O insistente e doentio egocentrismo voltou a imperar, revelando uma total incapacidade de superação para que finalmente se visse o estadista a sair-se, do novelo em que se embrulhou, com o mínimo de dignidade, projecto que, com semelhantes acções, se vai revelando cada vez mais a tal “missão impossível”.
Com a mais recente manifestação de ausência de magnanimidade e antes intransigência do chefe de Estado nesta sua ida ao Parlamento, perdemos todos a oportunidade soberana de nos reencontrarmos sem os obstáculos que a FIR abriu ao atacar, com ordens superiores, a sede da Renamo na localidade de Muxúnguè, a 03 de Abril último, abrindo dessa forma as hostilidades.
Não se ouviu a mais pequena referência a arrependimento pela tentativa de prática de homicídio contra quem se diz querer como interlocutor em mesas de conversações honestas.
Perdemos todos a oportunidade de celebrarmos este Dia da Família em Paz.
Julgava-se que depois de largos esforços de muitas partes estivessem colocados os ingredientes que faltavam para que se voltasse ao trilho da Paz, e esperava-se que o PR tivesse ido ao Parlamento estender a mão ao diálogo sem arrogância e em circunstâncias seguras para a outra parte ofendida em sua própria casa no dia 21 de Outubro, onde escapou da morte apenas devido à sua astúcia.
Depois do ataque a Sadjundjira, a 21 de Outubro – uma decisão do mais elevado grau de irresponsabilidade – pensava-se que o PR, ao aperceber-se que o sangue derramado não trouxe qualquer proveito político, iria ter um rasgo de bom senso e aproveitar a sua ida à Assembleia da República para dar uma alegria aos Moçambicanos e estender a mão ao seu rival da Renamo a quem, sem dúvida, quis matar.
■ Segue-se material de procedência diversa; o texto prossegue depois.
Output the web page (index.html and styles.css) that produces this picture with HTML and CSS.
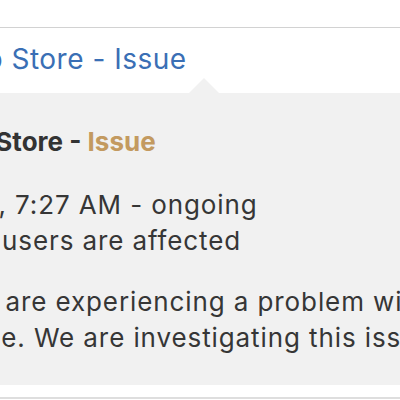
FILE: index.html
```html
<!DOCTYPE html>
<html>
<head>
<meta charset="utf-8">
<link rel="stylesheet" href="styles.css">
</head>
<body>
<div class="page">
  <div class="topbar"></div>
  <a class="link">App Store - Issue</a>
  <div class="popover">
    <div class="title">App Store - <span class="issue">Issue</span></div>
    <div class="info">
      <div class="when">Today, 7:27 AM - ongoing</div>
      <div class="who">Some users are affected</div>
    </div>
    <div class="desc">
      <div class="l1">Users are experiencing a problem with this</div>
      <div class="l2">service. We are investigating this issue.</div>
    </div>
  </div>
  <div class="bottombar"></div>
</div>
</body>
</html>
```
FILE: styles.css
```css
html, body {
  margin: 0;
  padding: 0;
  background: #ffffff;
  overflow: hidden;
  width: 400px;
  height: 400px;
}
.page {
  font-family: Inter, "Noto Sans", sans-serif;
  color: #363636;
  display: flex;
  flex-direction: column;
  white-space: nowrap;
}
.topbar {
  height: 27px;
  border-bottom: 1px solid #d2d2d2;
}
.link {
  display: block;
  margin-top: 14px;
  margin-left: -52px;
  font-size: 28px;
  line-height: 34px;
  letter-spacing: 0.5px;
  color: #3a6fb5;
}
.popover {
  position: relative;
  margin-top: 17px;
  background: #f1f1f1;
  padding: 33px 0 29px 0;
}
.popover::before {
  content: "";
  position: absolute;
  top: -15px;
  left: 189px;
  width: 0;
  height: 0;
  border-left: 15px solid transparent;
  border-right: 15px solid transparent;
  border-bottom: 15px solid #f1f1f1;
}
.title {
  margin-left: -63px;
  font-size: 26px;
  line-height: 32px;
  font-weight: 700;
  color: #333333;
}
.issue {
  color: #c39a60;
}
.info {
  margin-top: 29px;
  margin-left: -80px;
  font-size: 26px;
  line-height: 36px;
  letter-spacing: 0.9px;
}
.desc {
  margin-top: 25px;
  margin-left: -79px;
  font-size: 26px;
  line-height: 36px;
  letter-spacing: 0.9px;
}
.bottombar {
  margin-top: 12px;
  border-top: 2px solid #dedede;
}
```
Mas, mais uma vez, infelizmente, o PR revelou que não aprendeu nada com
Mandela.
Nesta sua ida ao Parlamento, o PR voltou a patrocinar uma manifestação autista de quem não desiste de andar com os calcanhares para a frente e com os sapatos calçados ao contrário do sentido da História, sem perceber que a oportunidade de salvar ao menos a imagem da instituição que é, está a passar à medida que se aproxima o momento de partir por força da Constituição que jurou cumprir.